Thrown into a project with his colleague Tim, Alvin faced a major challenge: he and Tim had very different ideas of how to go about it. While they respected each other’s opinions, their approaches were so different that conflict seemed imminent. Before conflict broke out, however, the two men agreed to discuss their differences with their boss, who put them on separate teams. It turned out to be a wise move. That day, Alvin learned this lesson: Being united doesn’t always mean doing things together.
Abraham must have realized this truth when he suggested that he and Lot go their separate ways in Bethel (Genesis 13:5–9). Seeing that there wasn’t enough space for both their flocks, Abraham wisely suggested parting company. But first, he stressed that they were “close relatives” (v. 8), reminding Lot of their relationship. Then, with the greatest humility, he let his nephew have the first choice (v. 9) even though he, Abraham, was the senior man. It was, as one pastor described it, a “harmonious separation.”
Being made uniquely by God, we may find that we sometimes work better separately to achieve the same goal. There’s a unity in diversity. May we never forget, however, that we’re still brothers and sisters in the family of God.
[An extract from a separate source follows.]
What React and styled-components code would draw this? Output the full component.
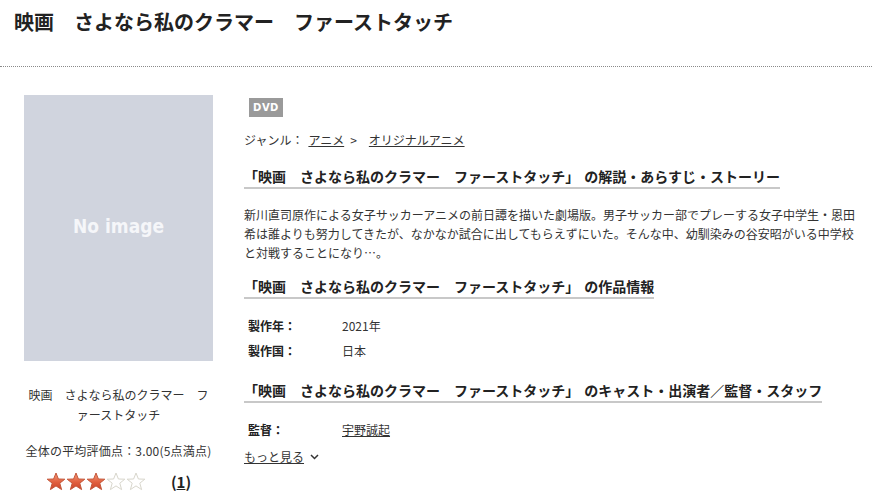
import React from "react";
import styled, { createGlobalStyle } from "styled-components";

const Global = createGlobalStyle`
  html, body { margin: 0; padding: 0; background: #fff; }
  body {
    font-family: "Noto Sans CJK JP", "Noto Sans", sans-serif;
    color: #333;
    width: 872px;
    overflow: hidden;
  }
  a { color: inherit; }
`;

const Header = styled.header`
  height: 67px;
  border-bottom: 1px dotted #8a8a8a;
  box-sizing: border-box;
  padding: 7px 14px 0;
`;

const Title = styled.h1`
  margin: 0;
  font-size: 20px;
  line-height: 30px;
  font-weight: bold;
  color: #222;
`;

const Main = styled.main`
  display: flex;
  padding: 28px 0 0 24px;
`;

const Side = styled.aside`
  width: 189px;
  flex: none;
  display: flex;
  flex-direction: column;
  align-items: center;
`;

const NoImage = styled.div`
  width: 189px;
  height: 266px;
  background: #d0d4de;
  display: flex;
  align-items: center;
  justify-content: center;
  padding-bottom: 4px;
  box-sizing: border-box;
  color: #f5f6f9;
  font-family: "DejaVu Sans Condensed", "DejaVu Sans", sans-serif;
  font-weight: bold;
  font-size: 19px;
`;

const Caption = styled.p`
  margin: 24px 0 0;
  font-size: 12px;
  line-height: 20px;
  text-align: center;
  color: #333;
`;

const Average = styled.p`
  margin: 16px 0 0;
  font-size: 12px;
  line-height: 20px;
  text-align: center;
  white-space: nowrap;
  letter-spacing: 0.2px;
  color: #333;
`;

const RatingRow = styled.div`
  display: flex;
  align-items: center;
  gap: 25px;
  margin-top: 10px;
`;

const Stars = styled.div`
  display: flex;
`;

const Count = styled.span`
  font-size: 15px;
  font-weight: bold;
  color: #222;
  & a { text-decoration: underline; }
`;

const Content = styled.section`
  margin-left: 31px;
  width: 617px;
  display: flex;
  flex-direction: column;
  align-items: flex-start;
`;

const Badge = styled.span`
  margin: 3px 0 0 5px;
  width: 34px;
  height: 19px;
  background: #9a9a9a;
  color: #fff;
  font-family: "DejaVu Sans", sans-serif;
  font-weight: bold;
  font-size: 10px;
  display: flex;
  align-items: center;
  justify-content: center;
  letter-spacing: 0.5px;
`;

const Genre = styled.div`
  margin-top: 13px;
  font-size: 12px;
  line-height: 20px;
  color: #333;
`;

const GenreLink = styled.a`
  text-decoration: underline;
  margin-left: ${(p) => (p.$first ? 5 : 0)}px;
`;

const Sep = styled.span`
  margin: 0 12px 0 6px;
`;

const Heading = styled.h2`
  margin: ${(p) => p.$mt}px 0 0;
  font-size: 14px;
  line-height: 20px;
  font-weight: bold;
  color: #222;
  border-bottom: 2px solid #c8c8c8;
  padding-bottom: 1px;
  white-space: nowrap;
`;

const HeadingTail = styled.span`
  margin-left: 5px;
`;

const Story = styled.p`
  margin: 16px 0 0;
  font-size: 12px;
  line-height: 19px;
  color: #333;
`;

const InfoList = styled.dl`
  margin: ${(p) => p.$mt}px 0 0 4px;
  display: grid;
  grid-template-columns: 94px auto;
  row-gap: 5px;
  font-size: 12px;
  line-height: 20px;
`;

const Label = styled.dt`
  font-weight: bold;
  color: #222;
`;

const Value = styled.dd`
  margin: 0;
  color: #333;
  & a { text-decoration: underline; }
`;

const More = styled.a`
  margin-top: 7px;
  font-size: 12px;
  line-height: 20px;
  color: #333;
  display: flex;
  align-items: center;
  gap: 6px;
  & span { text-decoration: underline; }
`;

const Star = ({ filled }) => (
  <svg width="20" height="19" viewBox="0 0 20 19">
    <defs>
      <linearGradient id="sg" x1="0" y1="0" x2="0" y2="1">
        <stop offset="0" stopColor="#f29a7c" />
        <stop offset="0.55" stopColor="#e2603f" />
        <stop offset="1" stopColor="#c9452a" />
      </linearGradient>
    </defs>
    <path
      d="M10 1 L12.4 7 L18.8 7.2 L13.8 11.2 L15.6 17.6 L10 13.9 L4.4 17.6 L6.2 11.2 L1.2 7.2 L7.6 7 Z"
      fill={filled ? "url(#sg)" : "#fff"}
      stroke={filled ? "#c4573a" : "#d8d6cc"}
      strokeWidth="1"
      strokeLinejoin="round"
    />
  </svg>
);

const Chevron = () => (
  <svg width="9" height="6" viewBox="0 0 9 6">
    <path d="M1 1 L4.5 4.5 L8 1" fill="none" stroke="#333" strokeWidth="1.5" />
  </svg>
);

const TITLE = "映画　さよなら私のクラマー　ファーストタッチ";

const SectionHeading = ({ mt, children }) => (
  <Heading $mt={mt}>
    「{TITLE}」<HeadingTail>{children}</HeadingTail>
  </Heading>
);

export default function App() {
  return (
    <>
      <Global />
      <Header>
        <Title>{TITLE}</Title>
      </Header>
      <Main>
        <Side>
          <NoImage>No image</NoImage>
          <Caption>
            映画　さよなら私のクラマー　フ
            <br />
            ァーストタッチ
          </Caption>
          <Average>全体の平均評価点：3.00(5点満点)</Average>
          <RatingRow>
            <Stars>
              {[1, 2, 3, 4, 5].map((n) => (
                <Star key={n} filled={n <= 3} />
              ))}
            </Stars>
            <Count>
              (<a>1</a>)
            </Count>
          </RatingRow>
        </Side>
        <Content>
          <Badge>DVD</Badge>
          <Genre>
            ジャンル：<GenreLink $first>アニメ</GenreLink>
            <Sep>&gt;</Sep>
            <GenreLink>オリジナルアニメ</GenreLink>
          </Genre>
          <SectionHeading mt={16}>の解説・あらすじ・ストーリー</SectionHeading>
          <Story>
            新川直司原作による女子サッカーアニメの前日譚を描いた劇場版。男子サッカー部でプレーする女子中学生・恩田希は誰よりも努力してきたが、なかなか試合に出してもらえずにいた。そんな中、幼馴染みの谷安昭がいる中学校と対戦することになり…。
          </Story>
          <SectionHeading mt={14}>の作品情報</SectionHeading>
          <InfoList $mt={17}>
            <Label>製作年：</Label>
            <Value>2021年</Value>
            <Label>製作国：</Label>
            <Value>日本</Value>
          </InfoList>
          <SectionHeading mt={19}>のキャスト・出演者／監督・スタッフ</SectionHeading>
          <InfoList $mt={17}>
            <Label>監督：</Label>
            <Value>
              <a>宇野誠起</a>
            </Value>
          </InfoList>
          <More>
            <span>もっと見る</span>
            <Chevron />
          </More>
        </Content>
      </Main>
    </>
  );
}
We may do things differently, but we remain united in purpose.
Both Abram and Lot were wealthy, possessing flocks, herds, and herdsmen. The land that provided enough to support them before was no longer adequate. Apparently their time in Egypt had grown their holdings significantly so that the land could no longer support both of them. Abram, as the older man and leader of the entire party, had the right to choose, yet he deferred to Lot. Why?
Perhaps Abram was already acting in faith, as would mark the remainder of his life (see the story of the sacrifice of Isaac in Genesis 22). He was leaving the decision in God’s hands, trusting that what had been promised—that his descendants would receive the land—would be fulfilled. Knowing his descendants would receive the inheritance meant that he wouldn’t. Perhaps immediate possession wasn’t necessary from his perspective. He could wait in faith.